As news of the tapes' destruction broke, the administration assumed a defensive position. First Attorney General Michael Mukasey refused to cooperate with Congressional requests for information. Then, the administration warned off both Judge Kennedy and congressional investigators on the grounds that their inquiries would interfere with a joint Justice Department/CIA investigation. Both have decided to continue their investigations.

And, now for your consideration, the tipping point . . .

The New York Times reported today that four senior Bush lawyers including Alberto Gonzales and Harriet Miers participated in discussions between 2003 and 2005 on the destruction of the tapes. The White House had previously denied such extensive conversations.

Sing along kids: "It's beginning to look a lot like a cover-up, all through the White House!"

And if history is any teacher, the public will not stand for a cover-up or even the hint of one. It took down Richard Nixon, it hurt the Reagan Administration and it paralyzed Bill Clinton's presidency. It may well take down George W. Bush, and it's about damn time.

Thursday, December 06, 2007

Mitt Romney, The Latest Republican Model In A Long Line Of Lemons

I have no doubt that presidential candidate Mitt Romney considers himself to be a man of faith. Today he made his pitch to the American people as to whether his being a member of the Church of Latter Day Saints (Mormon) should be something on which he is evaluated as a presidential candidate. The truth be told, he made his pitch to conservative Christians who for so long have had a strangle hold on the Republian party. It's sad that we live in a time where he feels that he has to. But it isn't religion that is the problem with Mitt Romney as a candidate, it's the man himself.

There's a big difference between being a Mormon and being a moron. Unfortunately, Romney doesn't seem to know it.

Without a doubt, Mr. Romney looks Presidential. He's tall, good looking and has impeccible hair. When on message, his voice sounds commanding. But that's where it stops. When asked a direct question his answers are too often vague, evasive or just plain wrong.
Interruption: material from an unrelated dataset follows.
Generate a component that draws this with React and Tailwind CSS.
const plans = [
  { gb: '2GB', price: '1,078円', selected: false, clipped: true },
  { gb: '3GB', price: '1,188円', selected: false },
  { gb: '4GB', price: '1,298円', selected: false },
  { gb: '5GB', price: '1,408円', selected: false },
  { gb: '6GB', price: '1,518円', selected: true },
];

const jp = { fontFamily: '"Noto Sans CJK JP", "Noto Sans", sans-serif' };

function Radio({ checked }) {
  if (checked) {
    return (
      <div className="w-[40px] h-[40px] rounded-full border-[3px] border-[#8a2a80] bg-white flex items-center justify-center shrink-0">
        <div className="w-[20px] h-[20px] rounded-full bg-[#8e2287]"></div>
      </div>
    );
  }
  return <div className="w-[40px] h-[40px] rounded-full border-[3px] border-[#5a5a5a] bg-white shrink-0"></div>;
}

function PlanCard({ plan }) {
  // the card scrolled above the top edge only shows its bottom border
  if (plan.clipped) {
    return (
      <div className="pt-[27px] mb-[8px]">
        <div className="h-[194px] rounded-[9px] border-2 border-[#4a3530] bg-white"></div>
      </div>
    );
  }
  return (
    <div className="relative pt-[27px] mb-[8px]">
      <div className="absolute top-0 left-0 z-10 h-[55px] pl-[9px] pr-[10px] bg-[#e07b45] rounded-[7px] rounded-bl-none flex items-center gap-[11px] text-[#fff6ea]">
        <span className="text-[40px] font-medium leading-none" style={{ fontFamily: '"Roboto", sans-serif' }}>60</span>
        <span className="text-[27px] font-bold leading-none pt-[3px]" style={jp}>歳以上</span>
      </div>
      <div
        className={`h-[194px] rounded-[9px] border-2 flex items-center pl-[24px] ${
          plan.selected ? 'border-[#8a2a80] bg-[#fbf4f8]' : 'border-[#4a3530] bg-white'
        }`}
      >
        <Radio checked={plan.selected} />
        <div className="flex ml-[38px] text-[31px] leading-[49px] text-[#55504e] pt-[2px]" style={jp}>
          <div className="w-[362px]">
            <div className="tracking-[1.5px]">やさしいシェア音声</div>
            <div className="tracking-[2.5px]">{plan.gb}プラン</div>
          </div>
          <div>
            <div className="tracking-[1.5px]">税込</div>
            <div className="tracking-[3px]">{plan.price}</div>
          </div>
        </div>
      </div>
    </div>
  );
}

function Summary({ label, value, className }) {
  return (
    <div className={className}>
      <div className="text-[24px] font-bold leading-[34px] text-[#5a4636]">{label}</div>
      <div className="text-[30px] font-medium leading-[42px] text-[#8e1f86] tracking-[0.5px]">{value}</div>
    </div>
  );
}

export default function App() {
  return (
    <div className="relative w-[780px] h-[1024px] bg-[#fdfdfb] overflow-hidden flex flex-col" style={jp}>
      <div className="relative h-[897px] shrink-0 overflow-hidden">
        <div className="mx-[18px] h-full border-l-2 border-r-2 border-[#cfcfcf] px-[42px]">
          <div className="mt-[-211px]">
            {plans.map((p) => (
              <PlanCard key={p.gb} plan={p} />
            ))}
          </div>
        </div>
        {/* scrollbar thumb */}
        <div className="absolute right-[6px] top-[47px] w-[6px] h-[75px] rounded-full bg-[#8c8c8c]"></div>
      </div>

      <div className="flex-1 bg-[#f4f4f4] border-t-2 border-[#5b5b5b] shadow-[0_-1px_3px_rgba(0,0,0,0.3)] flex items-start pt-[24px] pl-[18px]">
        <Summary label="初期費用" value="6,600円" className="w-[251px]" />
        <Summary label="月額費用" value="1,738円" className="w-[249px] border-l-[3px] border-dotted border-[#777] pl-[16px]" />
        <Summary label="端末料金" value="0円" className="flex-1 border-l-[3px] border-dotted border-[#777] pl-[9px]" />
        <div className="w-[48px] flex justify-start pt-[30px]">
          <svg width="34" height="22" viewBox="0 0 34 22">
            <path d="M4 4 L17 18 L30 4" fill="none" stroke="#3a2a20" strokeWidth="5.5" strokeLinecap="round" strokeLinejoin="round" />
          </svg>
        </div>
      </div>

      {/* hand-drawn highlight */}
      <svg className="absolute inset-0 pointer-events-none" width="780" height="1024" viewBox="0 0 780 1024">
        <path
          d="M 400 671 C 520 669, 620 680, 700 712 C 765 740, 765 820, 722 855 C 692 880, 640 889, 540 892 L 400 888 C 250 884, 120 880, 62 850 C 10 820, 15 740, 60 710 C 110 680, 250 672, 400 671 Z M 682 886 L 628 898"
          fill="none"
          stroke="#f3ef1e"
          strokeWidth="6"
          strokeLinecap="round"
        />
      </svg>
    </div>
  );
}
When directly asked in the recent YouTube debate if he supported homosexuals openly serving in the military, he dodged the question saying, "this isn't that time." When asked by another questioner if waterboarding meets his definition of torture, he said, "I don't think it's wise for us to describe specifically which measures we would and would not use." When asked by a questioner holding a Bible, "Do you believe every word of this book?," he danced again saying, "I believe the Bible is the word of God, absolutely. And I try to live by it as well as I can, but I miss in a lot of ways. But it's a guide for my life and for hundreds of millions, billions of people around the world. I believe in the Bible." When pressed by moderator Anderson Cooper, Romney said, "You know -- yeah, I believe it's the word of God. The Bible is the word of God. I mean, I might interpret the word differently than you interpret the word, but I read the Bible and I believe the Bible is the word of God. I don't disagree with the Bible. I try to live by it."
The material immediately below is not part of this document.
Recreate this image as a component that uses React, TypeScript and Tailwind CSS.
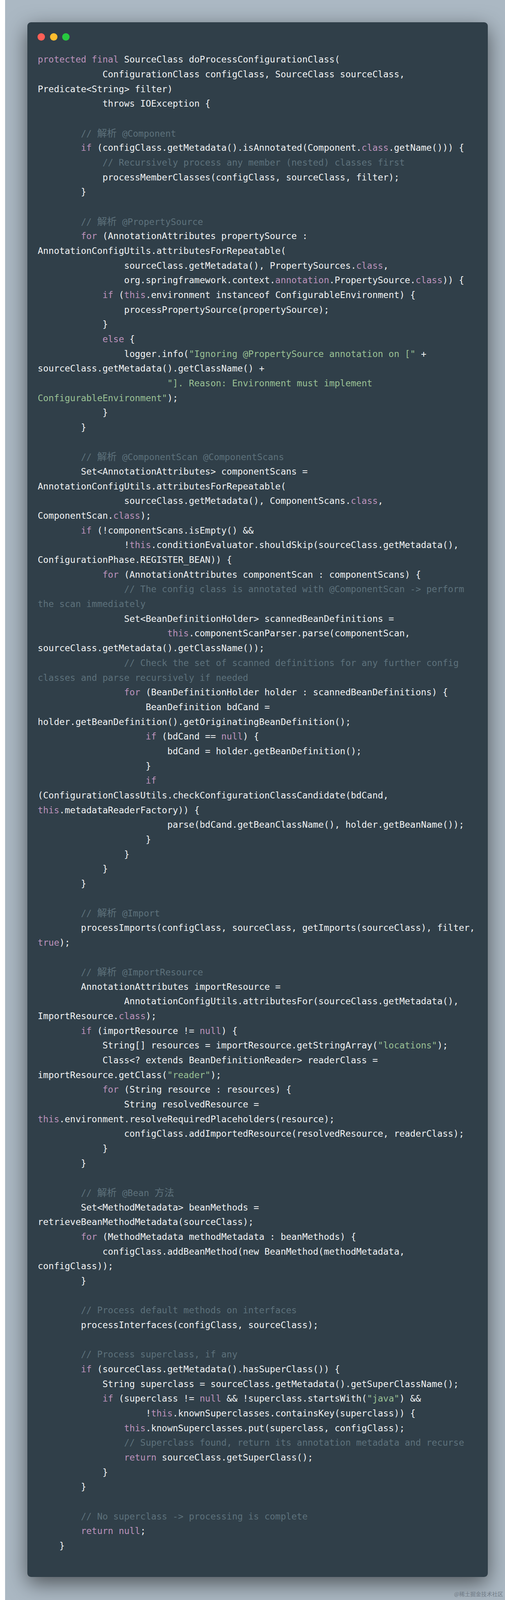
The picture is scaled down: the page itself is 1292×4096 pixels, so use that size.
const CODE = `~protected~ ~final~ SourceClass doProcessConfigurationClass(
            ConfigurationClass configClass, SourceClass sourceClass,
Predicate<String> filter)
            throws IOException {

#        // 解析 @Component
        ~if~ (configClass.getMetadata().isAnnotated(Component.~class~.getName())) {
#            // Recursively process any member (nested) classes first
            processMemberClasses(configClass, sourceClass, filter);
        }

#        // 解析 @PropertySource
        ~for~ (AnnotationAttributes propertySource :
AnnotationConfigUtils.attributesForRepeatable(
                sourceClass.getMetadata(), PropertySources.~class~,
                org.springframework.context.~annotation~.PropertySource.~class~)) {
            ~if~ (~this~.environment instanceof ConfigurableEnvironment) {
                processPropertySource(propertySource);
            }
            ~else~ {
                logger.info(^"Ignoring @PropertySource annotation on ["^ +
sourceClass.getMetadata().getClassName() +
                        ^"]. Reason: Environment must implement^
^ConfigurableEnvironment"^);
            }
        }

#        // 解析 @ComponentScan @ComponentScans
        Set<AnnotationAttributes> componentScans =
AnnotationConfigUtils.attributesForRepeatable(
                sourceClass.getMetadata(), ComponentScans.~class~,
ComponentScan.~class~);
        ~if~ (!componentScans.isEmpty() &&
                !~this~.conditionEvaluator.shouldSkip(sourceClass.getMetadata(),
ConfigurationPhase.REGISTER_BEAN)) {
            ~for~ (AnnotationAttributes componentScan : componentScans) {
#                // The config class is annotated with @ComponentScan -> perform
#the scan immediately
                Set<BeanDefinitionHolder> scannedBeanDefinitions =
                        ~this~.componentScanParser.parse(componentScan,
sourceClass.getMetadata().getClassName());
#                // Check the set of scanned definitions for any further config
#classes and parse recursively if needed
                ~for~ (BeanDefinitionHolder holder : scannedBeanDefinitions) {
                    BeanDefinition bdCand =
holder.getBeanDefinition().getOriginatingBeanDefinition();
                    ~if~ (bdCand == ~null~) {
                        bdCand = holder.getBeanDefinition();
                    }
                    ~if~
(ConfigurationClassUtils.checkConfigurationClassCandidate(bdCand,
~this~.metadataReaderFactory)) {
                        parse(bdCand.getBeanClassName(), holder.getBeanName());
                    }
                }
            }
        }

#        // 解析 @Import
        processImports(configClass, sourceClass, getImports(sourceClass), filter,
~true~);

#        // 解析 @ImportResource
        AnnotationAttributes importResource =
                AnnotationConfigUtils.attributesFor(sourceClass.getMetadata(),
ImportResource.~class~);
        ~if~ (importResource != ~null~) {
            String[] resources = importResource.getStringArray(^"locations"^);
            Class<? extends BeanDefinitionReader> readerClass =
importResource.getClass(^"reader"^);
            ~for~ (String resource : resources) {
                String resolvedResource =
~this~.environment.resolveRequiredPlaceholders(resource);
                configClass.addImportedResource(resolvedResource, readerClass);
            }
        }

#        // 解析 @Bean 方法
        Set<MethodMetadata> beanMethods =
retrieveBeanMethodMetadata(sourceClass);
        ~for~ (MethodMetadata methodMetadata : beanMethods) {
            configClass.addBeanMethod(new BeanMethod(methodMetadata,
configClass));
        }

#        // Process default methods on interfaces
        processInterfaces(configClass, sourceClass);

#        // Process superclass, if any
        ~if~ (sourceClass.getMetadata().hasSuperClass()) {
            String superclass = sourceClass.getMetadata().getSuperClassName();
            ~if~ (superclass != ~null~ && !superclass.startsWith(^"java"^) &&
                    !~this~.knownSuperclasses.containsKey(superclass)) {
                ~this~.knownSuperclasses.put(superclass, configClass);
#                // Superclass found, return its annotation metadata and recurse
                ~return~ sourceClass.getSuperClass();
            }
        }

#        // No superclass -> processing is complete
        ~return~ ~null~;
    }`;

function Cjk({ text }: { text: string }) {
  return (
    <>
      {text.split(/([\u4e00-\u9fff]+)/).map((part, i) =>
        i % 2 === 1 ? (
          <span key={i} className="text-[25.12px]">
            {part}
          </span>
        ) : (
          <span key={i}>{part}</span>
        ),
      )}
    </>
  );
}

function Line({ source }: { source: string }) {
  if (source.startsWith("#")) {
    return (
      <div className="h-[37.68px] text-[#5d717b]">
        <Cjk text={source.slice(1)} />
      </div>
    );
  }
  const tokens = source.split(/(~[^~]*~|\^[^^]*\^)/);
  return (
    <div className="h-[37.68px]">
      {tokens.map((t, i) => {
        if (t.startsWith("~")) {
          return (
            <span key={i} className="text-[#bb92bb]">
              {t.slice(1, -1)}
            </span>
          );
        }
        if (t.startsWith("^")) {
          return (
            <span key={i} className="text-[#99c094]">
              {t.slice(1, -1)}
            </span>
          );
        }
        return <span key={i}>{t}</span>;
      })}
    </div>
  );
}

export default function App() {
  const lines = CODE.split("\n");
  return (
    <div className="relative h-[4096px] w-[1292px] overflow-hidden bg-white pl-[13.3px]">
      <div className="h-full bg-[#abb8c3] pl-[56.6px] pr-[44px] pt-[56.5px]">
        <div className="h-[3980px] rounded-[9.5px] bg-[#303f49] pl-[26.6px] pt-[28.3px] shadow-[0_16px_53px_rgba(0,0,0,0.55)]">
          <div className="flex gap-[12.6px]">
            <div className="h-[18.8px] w-[18.8px] rounded-full bg-[#ff5f56]" />
            <div className="h-[18.8px] w-[18.8px] rounded-full bg-[#ffbd2e]" />
            <div className="h-[18.8px] w-[18.8px] rounded-full bg-[#27c93f]" />
          </div>
          <div className="mt-[30.7px] whitespace-pre font-['DejaVu_Sans_Mono','Noto_Sans_CJK_SC',monospace] text-[22.95px] leading-[37.68px] text-[#f0f2f3]">
            {lines.map((l, i) => (
              <Line key={i} source={l} />
            ))}
          </div>
        </div>
      </div>
      <div className="absolute bottom-[7px] right-[5px] font-['Noto_Sans_CJK_SC',sans-serif] text-[14px] leading-[18px] text-[#6f7a85]">
        @稀土掘金技术社区
      </div>
    </div>
  );
}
Three direct questions. Three direct dodges

It supports the criticisms that Mr. Romney has no true moral center, but rather that his beliefs are fluidly forged by whatever he perceives as the politically expedient position.

But there are some things about Romney that are not so murky. For example, his feeling on habeous corpus. When debating torture during the debate he tipped his hand a little, saying, "I don't want the people that are carrying out attacks in this country to be brought into our jail system and to be given legal representation in this country."

In his speech this morning, he demonstrated a profound lack of understanding of our founding principles. Said Romney, “The founders proscribed the establishment of a state religion, but they did not countenance the elimination of religion from the public square. We are a nation ‘Under God’ and in God, we do indeed trust." Well not exactly. Mr. Romney implies that the ideas of "One nation under God" and the slogan that adorns our coinage, "In God We Trust" have direct lineage to the founders. It's what the Christian right wants to hear, but it's patently false. "One Nation Under God" was adopted as a national slogan in 1954 and "In God We Trust" didn't appear on a coin until 1864.

As George Bush has demonstrated, a person who is vague with the facts can be a dangerous person indeed!

And maybe that's what Mr. Romney is, a better looking model of George Bush. And George Bush was a better looking model of Dan Quayle. When you look under any of these hoods all that's there is an empty hampster wheel.

You've been warned, America.

Tuesday, December 04, 2007

Wrong Again, Naturally

Where weapons are concerned, it seems that George Bush just can't get anything right. After leading us to war in Iraq based on bad or manufactured intelligence, it now seems that all of his assertions about Iran's nuclear capabilities are also incorrect. In light of the most recent national intelligence estimate, which represents the consensus of all intelligence agencies, one might think that it's time to ratchet down the rhetoric. Maybe have a cooling off period, find a time to talk and dare I say, perhaps even find some common ground.

To quote Steve Martin's Saturday Night Live character, Theodoric of York . . . "NAAAAAHHH!"

Said the President, "Look, Iran was dangerous, Iran is dangerous and Iran will be dangerous if they have the knowledge necessary to make a nuclear weapon." In other words, in spite of the current evidence, not only does the President believe that Iran continues to develop a program but he continues to entertain the possibility of pre-emptive military action.

No weapons? No problem!

If there's one thing that can be said about George Bush, it's that he's consistent. It's a hallmark of his administration. If politics were a sport, his consistency might put him in a hall of fame. Statues and monuments might be built and commemorative coins issued in his honour.

But there will be no hoopla or fanfare for Mr. Bush. Because unfortunately, where consistency is concerned, Mr. Bush is consistently wrong.